I don’t know if it was something the coaches said after her vault or whether she simply knew that she was doing well, but the look of smug pride on her face as she ran back to her team after her last vault warmed my heart.
Beam was last up, and it wasn’t easy for any of the girls. Being so high off the ground engenders a level of trepidation amongst all of them, and I can understand that. Many fell from the beam at one point or another, including Little Miss, but they all hopped right back on and continued. Their leaps were small and often shaky, but they did them.
Little Miss finished came out of the gym at the end of the meet with a hop in her step that definitely wasn’t there on the way in. She told me she had fun. She wanted to see the photos I’d taken. And she told me it was nothing like what she’d thought it was going to be. She hadn’t realized how many girls would be competing. She didn’t know that they would make mistakes. And she didn’t know that they’d all cheer for each other. Most importantly, she’s looking forward to our next meet in December.
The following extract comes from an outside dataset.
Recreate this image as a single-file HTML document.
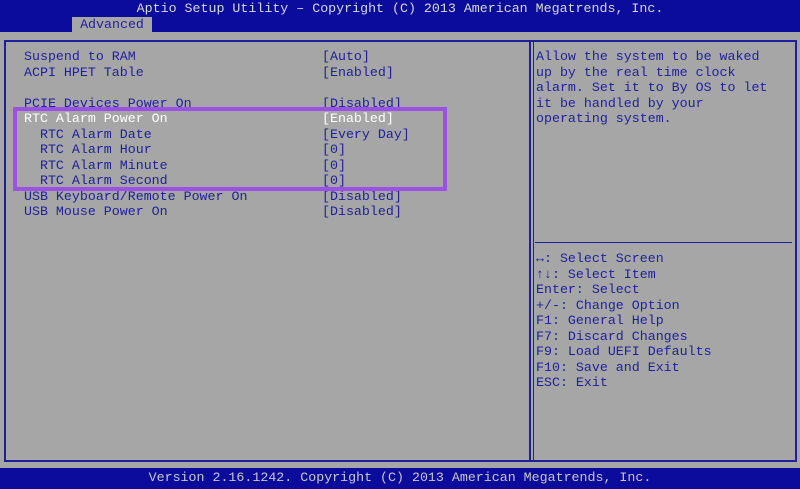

As I walked with her to get her warmups and head home, her coach stopped me. He wanted to tell me how much of a change he’s seen in her over the last month or so. And that though he spotted her flip flip, he didn’t touch her. She did it all on her own, and both he and the other coach for their level agreed that she’s got it – and they made a point of telling her – and they’re going to push her to do her whole routine going forward. He was amazed by how rock steady she was in the competition and how her attitude at practice has turned around.
So I was right. Little Miss needed to face her fears. But I don’t feel a sense of triumph over it. This wasn’t a competition of me against my daughter. Instead, I’m relieved that it worked out well. And for all I know, we may still be done with gymnastics after the third competition in January, but I’m starting to think that won’t be the case.